### WHAT YOU HAVE TO DO:
Pick out every line in the data below that holds "this".

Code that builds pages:
--------
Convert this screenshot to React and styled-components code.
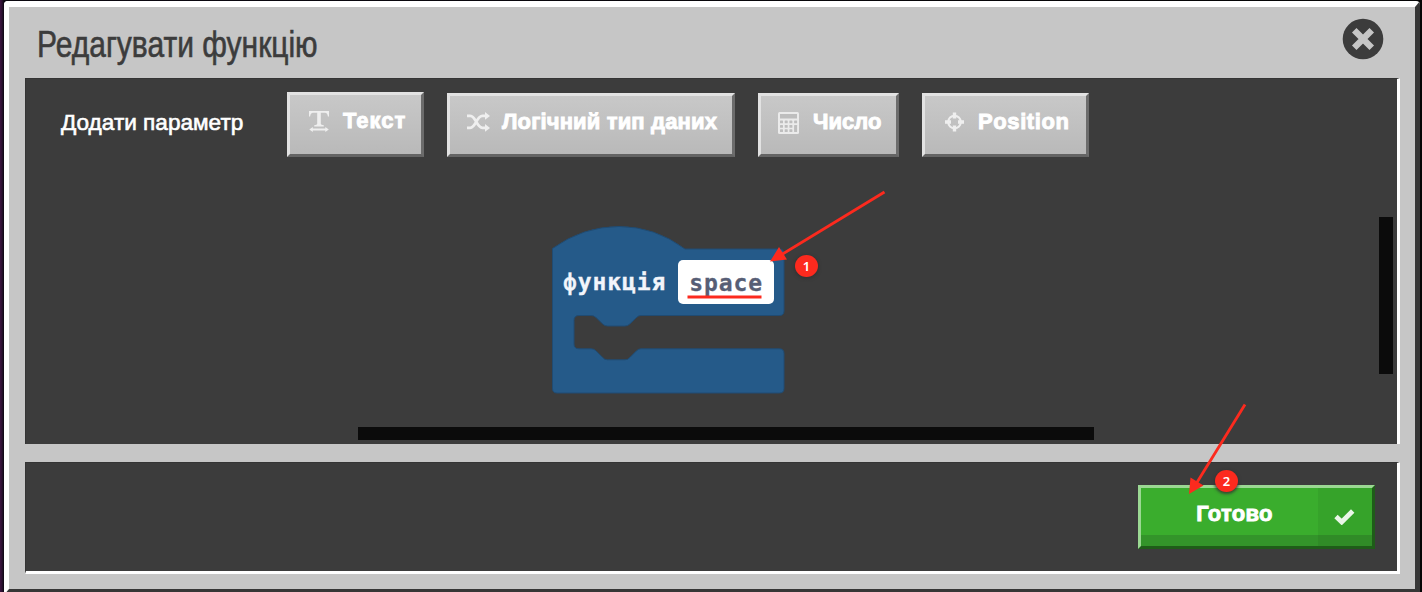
import React from "react";
import styled, { createGlobalStyle } from "styled-components";

const GlobalStyle = createGlobalStyle`
  * { box-sizing: border-box; }
  body { margin: 0; background: #0b0810; font-family: "Liberation Sans", Arial, sans-serif; }
`;

const Backdrop = styled.div`
  position: relative;
  width: 1422px;
  height: 592px;
  padding: 1px 2px 0 4px;
  overflow: hidden;
  background: linear-gradient(90deg, #3d1540 0, #2a1030 2px, #0b0810 4px, #050505 100%);
`;

const Dialog = styled.div`
  display: flex;
  flex-direction: column;
  width: 1416px;
  height: 594px;
  padding: 0 15px 0 16px;
  border: 6px solid;
  border-width: 6px 5px 6px 5px;
  border-color: #fff #363636 #363636 #fff;
  border-radius: 4px;
  background: #c6c6c6;
`;

const Header = styled.header`
  display: flex;
  justify-content: space-between;
  height: 71px;
  padding: 11px 16px 0 12px;
`;

const Title = styled.h1`
  margin: 6px 0 0;
  font-size: 36px;
  line-height: 42px;
  font-weight: 400;
  color: #3c3c3c;
  white-space: nowrap;
  transform: scaleX(0.833);
  transform-origin: left;
  -webkit-text-stroke: 0.6px #3c3c3c;
`;

const CloseButton = styled.button`
  width: 42px;
  height: 42px;
  padding: 0;
  border: 0;
  background: none;
`;

const Panel = styled.section`
  height: ${(p) => p.$height}px;
  background: #3c3c3c;
  border-right: 3px solid #fff;
  border-top: 1px solid #343434;
  border-bottom: ${(p) => (p.$closed ? "3px solid #fff" : "0")};
  border-left: 1px solid #343434;
`;

const Toolbar = styled.div`
  display: flex;
  height: 78px;
  padding: 13px 0 0 35px;
  align-items: flex-end;
`;

const ToolbarLabel = styled.span`
  width: 226px;
  height: 47px;
  font-size: 22.6px;
  line-height: 26px;
  color: #fff;
  white-space: nowrap;
  -webkit-text-stroke: 0.6px #fff;
`;

const ParamButton = styled.button`
  display: flex;
  align-items: flex-start;
  width: ${(p) => p.$width}px;
  height: ${(p) => p.$height || 64}px;
  margin-right: 23px;
  padding: 13px 0 0 ${(p) => p.$pad}px;
  border: 3px solid;
  border-color: #e2e2e2 #6c6c6c #646464 #e2e2e2;
  background: linear-gradient(#c8c8c8, #b9b9b9);
  color: #fff;
  font: 700 22px/26px "Liberation Sans", Arial, sans-serif;
  letter-spacing: ${(p) => p.$spacing}px;
  white-space: nowrap;
  -webkit-text-stroke: 0.9px #fff;

  svg { flex: none; margin: 3px ${(p) => p.$gap}px 0 0; }
`;

const Canvas = styled.div`
  position: relative;
  height: 287px;
`;

const Block = styled.div`
  position: absolute;
  left: 525px;
  top: 68px;
  width: 234px;
  height: 170px;

  > svg { position: absolute; inset: 0; }
`;

const BlockRow = styled.div`
  position: relative;
  display: flex;
  align-items: center;
  height: 44px;
  margin: 35px 0 0 12px;
  font: 700 23px/32px "DejaVu Sans Mono", monospace;
  letter-spacing: 0.9px;
  color: #f2f5fb;
  -webkit-text-stroke: 0.3px;
`;

const NameField = styled.span`
  display: flex;
  justify-content: center;
  width: 96px;
  height: 44px;
  margin-left: 12px;
  padding-top: 7px;
  border-radius: 5px;
  background: #fff;
  color: #575e75;
`;

const Scrollbar = styled.div`
  position: absolute;
  left: ${(p) => p.$x}px;
  top: ${(p) => p.$y}px;
  width: ${(p) => p.$w}px;
  height: ${(p) => p.$h}px;
  background: #0b0b0b;
`;

const Footer = styled(Panel)`
  display: flex;
  justify-content: flex-end;
  margin-top: 18px;
  padding: 22px 22px 0 0;
`;

const DoneButton = styled.button`
  display: flex;
  width: 237px;
  height: 64px;
  padding: 0;
  border: 3px solid;
  border-color: #9bd893 #1f5c19 #1f5c19 #9bd893;
  background: linear-gradient(#3aad2d 0, #3aad2d 47px, #33942a 47px);
  color: #fff;
  font: 700 22px/26px "Liberation Sans", Arial, sans-serif;
  letter-spacing: 0.3px;
  -webkit-text-stroke: 0.9px #fff;
`;

const DoneText = styled.span`
  flex: 1;
  padding: 13px 0 0 10px;
`;

const DoneIcon = styled.span`
  width: 54px;
  height: 58px;
  padding: 21px 0 0 16px;
  background: rgba(0, 0, 0, 0.055);

  svg { display: block; }
`;

const Annotations = styled.svg`
  position: absolute;
  inset: 0;
  pointer-events: none;
`;

const Badge = styled.span`
  position: absolute;
  left: ${(p) => p.$x}px;
  top: ${(p) => p.$y}px;
  width: 23px;
  height: 22px;
  border-radius: 50%;
  background: #fc2a1e;
  box-shadow: 0 1px 3px 1px rgba(50, 50, 50, 0.8);
  color: #fff;
  font: 600 13px/22px "Noto Sans", sans-serif;
  text-align: center;
`;

const TextWidthIcon = () => (
  <svg width="20" height="22" viewBox="0 0 20 22" fill="#efefef">
    <path d="M0 0h20v5.500h-1.100Q18.400 1.900 16 1.800h-4.200v11q0 1.200 3 1.400v1.200H5.200v-1.200q3-.2 3-1.400V1.800H4Q1.600 1.900 1.100 5.500H0z" />
    <path d="M.3 18.500 3.800 16v1.600h12.500v-1.600l3.500 2.500-3.500 2.500v-1.600H3.800v1.600z" />
  </svg>
);

const ShuffleIcon = () => (
  <svg width="23" height="20" viewBox="0 0 23 20" fill="none" stroke="#efefef" strokeWidth="2.800">
    <path d="M0 3.800h3.200C9.200 3.800 9.200 15.800 15.500 15.800H19M0 15.800h3.200C9.200 15.800 9.200 3.800 15.500 3.800H19" />
    <path d="M18 0l5 3.900-5 3.900zM18 12l5 3.900-5 3.900z" fill="#efefef" stroke="none" />
  </svg>
);

const CalculatorIcon = () => (
  <svg width="21" height="22" viewBox="0 0 21 22">
    <rect width="21" height="22" rx="1.500" fill="#ebebeb" />
    <g fill="#bebebe">
      <rect x="2" y="2" width="17" height="4.500" />
      {[8.5, 12.9, 17.3].map((y) =>
        [2, 6.7, 11.4, 16.1].map((x) =>
          x === 16.1 && y === 17.3 ? null : (
            <rect key={`${x}-${y}`} x={x} y={y} width="3" height={x === 16.1 && y === 12.9 ? 7.2 : 2.8} rx=".5" />
          )
        )
      )}
    </g>
  </svg>
);

const TargetIcon = () => (
  <svg width="19" height="20" viewBox="0 0 19 20" fill="none" stroke="#efefef">
    <circle cx="9.500" cy="10" r="6.300" strokeWidth="2" />
    <path d="M9.500.5v6M9.500 13.500v6M0 10h6M13 10h6" strokeWidth="3.400" />
  </svg>
);

const BlockShape = () => (
  <svg width="234" height="170" viewBox="551 225 234 170">
    <path
      d="M552.500 248.500Q583 226.500 619 226.500T685 249H779.500Q784 249 784 253.500V311Q784 315.500 779.500 315.500H641Q638.500 315.500 636.500 317.500L630 323.800Q628 326 625 326H607.500Q604.500 326 602.500 323.800L596 317.500Q594 315.500 591 315.500H579Q574 315.500 574 320.500V344Q574 348.800 579 348.800H591Q594 348.800 596 350.800L602.500 357.300Q604.500 359.800 607.500 359.800H625Q628 359.800 630 357.300L636.500 350.800Q638.500 348.800 641 348.800H779.500Q784 348.800 784 353.500V388.500Q784 393 779.500 393H557Q552.500 393 552.500 388.500Z"
      fill="#255a89"
      stroke="#204b72"
    />
  </svg>
);

export default function App() {
  return (
    <Backdrop>
      <GlobalStyle />
      <Dialog>
        <Header>
          <Title>Редагувати функцію</Title>
          <CloseButton aria-label="Закрити">
            <svg width="42" height="42" viewBox="0 0 42 42">
              <circle cx="21" cy="21" r="20.300" fill="#3c3c3c" />
              <path d="M14.500 14.500 27.500 27.500M27.500 14.500 14.500 27.500" stroke="#c6c6c6" strokeWidth="6.400" strokeLinecap="square" />
            </svg>
          </CloseButton>
        </Header>
        <Panel $height={366}>
          <Toolbar>
            <ToolbarLabel>Додати параметр</ToolbarLabel>
            <ParamButton $width={137} $height={65} $pad={19} $gap={14} $spacing={1}>
              <TextWidthIcon />Текст
            </ParamButton>
            <ParamButton $width={288} $pad={17} $gap={12} $spacing={0.15}>
              <ShuffleIcon />Логічний тип даних
            </ParamButton>
            <ParamButton $width={141} $pad={17} $gap={14} $spacing={0}>
              <CalculatorIcon />Число
            </ParamButton>
            <ParamButton $width={167} $pad={20} $gap={14} $spacing={0.6}>
              <TargetIcon />Position
            </ParamButton>
          </Toolbar>
          <Canvas>
            <Block>
              <BlockShape />
              <BlockRow>
                функція
                <NameField>space</NameField>
              </BlockRow>
            </Block>
            <Scrollbar $x={1353} $y={60} $w={14} $h={157} />
            <Scrollbar $x={332} $y={270} $w={736} $h={13} />
          </Canvas>
        </Panel>
        <Footer $height={112} $closed>
          <DoneButton>
            <DoneText>Готово</DoneText>
            <DoneIcon>
              <svg width="21" height="16" viewBox="0 0 21 16">
                <path d="M2 7.500 7.700 13 18.700 2" fill="none" stroke="#eaf6e8" strokeWidth="4.800" />
              </svg>
            </DoneIcon>
          </DoneButton>
        </Footer>
      </Dialog>
      <Annotations width="1422" height="592">
        <g stroke="#fc2a1e" strokeWidth="2.800">
          <path d="M884.500 192 781 255M1245 404.500 1196 484" />
          <path d="M687.500 297H761.500" />
        </g>
        <path d="M770 261.500 779 247 787 259.500ZM1189 494 1190.500 477.500 1203.500 485.500Z" fill="#fc2a1e" />
      </Annotations>
      <Badge $x={795} $y={255}>1</Badge>
      <Badge $x={1215} $y={470}>2</Badge>
    </Backdrop>
  );
}
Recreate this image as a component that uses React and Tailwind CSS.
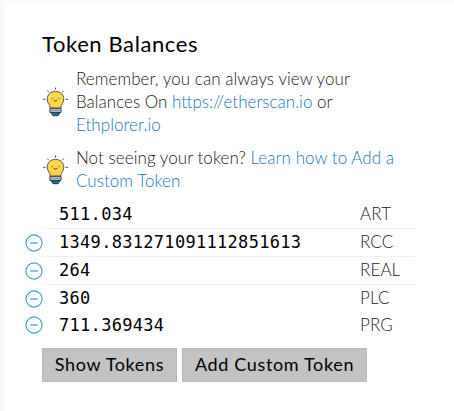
const tokens = [
  { balance: '511.034', symbol: 'ART', custom: false, row: 'h-[28px] border-b', icon: 'pt-[5px]' },
  { balance: '1349.831271091112851613', symbol: 'RCC', custom: true, row: 'h-[28px] border-b', icon: 'pt-[5px]' },
  { balance: '264', symbol: 'REAL', custom: true, row: 'h-[28px] border-b', icon: 'pt-[5px]' },
  { balance: '360', symbol: 'PLC', custom: true, row: 'h-[27px]', icon: 'pt-[4.6px]' },
  { balance: '711.369434', symbol: 'PRG', custom: true, row: 'h-[27px]', icon: 'pt-[4.4px]' },
];

function Bulb() {
  return (
    <svg className="h-[32px] w-[27px] shrink-0" viewBox="0 0 28 32" fill="none">
      <path
        d="M14 1v2M5.5 4.2l1.6 1.8M22.5 4.2l-1.6 1.8M1 13.2h2.6M24.4 13.2H27"
        stroke="#444"
        strokeWidth="1"
      />
      <path
        d="M14 5c-5 0-8.6 3.5-8.6 8 0 4.2 3 5.4 3.2 9.3h10.8c.2-3.9 3.2-5.1 3.2-9.3 0-4.5-3.6-8-8.6-8Z"
        fill="#fdd648"
        stroke="#4a4026"
        strokeWidth="0.9"
      />
      <path d="M7.6 12.5c.2-2.5 1.9-4.5 4.2-5.1" stroke="#ffe98b" strokeWidth="1" />
      <path d="M10.4 11.8v1M17.6 11.8v1M12.2 14.3q1.8 1.5 3.6 0" stroke="#4b3b16" strokeWidth="1" />
      <path d="M8.2 22.6h11.6v4.2H8.2z" fill="#b9c3c9" stroke="#333b40" strokeWidth="1" />
      <path d="M9 24.7h10" stroke="#79858c" strokeWidth="0.8" />
      <path d="M9.4 27.2h9.2l-2 3h-5.2z" fill="#167da8" stroke="#20323e" strokeWidth="1" />
    </svg>
  );
}

function RemoveIcon() {
  return (
    <svg className="size-[18px] shrink-0" viewBox="0 0 18 18" fill="none" stroke="#3a9fc7">
      <circle cx="9" cy="9" r="8.1" strokeWidth="1.1" />
      <path d="M5.2 9h7.6" strokeWidth="1.2" />
    </svg>
  );
}

export default function App() {
  return (
    <div className="h-[411px] w-[454px] overflow-hidden bg-[#f9f9f9] pt-px pl-[4px] font-['Lato',sans-serif] text-black">
      <section className="h-full bg-white pt-[28px] pl-[21px]">
        <h2 className="ml-[17px] h-[30px] text-[22px] leading-[30px] tracking-[0.6px] whitespace-nowrap">
          Token Balances
        </h2>
        <div className="mt-[8px] ml-[17px] flex h-[69px] gap-[7px] text-[17px] leading-[23px] font-light whitespace-nowrap text-[#222]">
          <div className="pt-[18.5px]"><Bulb /></div>
          <div>
            <p className="tracking-[0.05px]">Remember, you can always view your</p>
            <p>
              Balances On <a className="text-[#1a78b4]">https://etherscan.io</a> or
            </p>
            <p className="tracking-[0.05px]"><a className="text-[#1a78b4]">Ethplorer.io</a></p>
          </div>
        </div>
        <div className="mt-[10px] ml-[17px] flex h-[46px] gap-[7px] text-[17px] leading-[23px] font-light whitespace-nowrap text-[#222]">
          <div className="pt-[7.5px]"><Bulb /></div>
          <div>
            <p className="tracking-[0.05px]">
              Not seeing your token? <a className="text-[#1a78b4]">Learn how to Add a</a>
            </p>
            <p className="tracking-[0.03px]"><a className="text-[#1a78b4]">Custom Token</a></p>
          </div>
        </div>
        <ul className="mt-[9px] w-[390px]">
          {tokens.map((t) => (
            <li key={t.symbol} className="flex">
              <div className={`flex h-[27px] w-[17px] ${t.icon}`}>{t.custom && <RemoveIcon />}</div>
              <div className={`flex flex-1 items-start border-[#efefef] pl-[17px] ${t.row}`}>
                <span className="w-[301px] font-['DejaVu_Sans_Mono',monospace] text-[17px] leading-[26px] tracking-[0.3px]">
                  {t.balance}
                </span>
                <span className="text-[17px] leading-[26px] font-light tracking-[0.1px] text-[#222]">{t.symbol}</span>
              </div>
            </li>
          ))}
        </ul>
        <div className="mt-[9px] ml-[17px] flex gap-[5px] text-[18px] whitespace-nowrap">
          <button className="h-[34px] w-[135px] border border-[#bababa] bg-[#c3c3c3] pb-[2px] tracking-[0.65px]">Show Tokens</button>
          <button className="h-[34px] w-[185px] border border-[#bababa] bg-[#c3c3c3] pb-[2px] tracking-[0.65px]">Add Custom Token</button>
        </div>
      </section>
    </div>
  );
}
--------
### EXPECTED ANSWER:
Convert this screenshot to React and styled-components code.
Recreate this image as a component that uses React and Tailwind CSS.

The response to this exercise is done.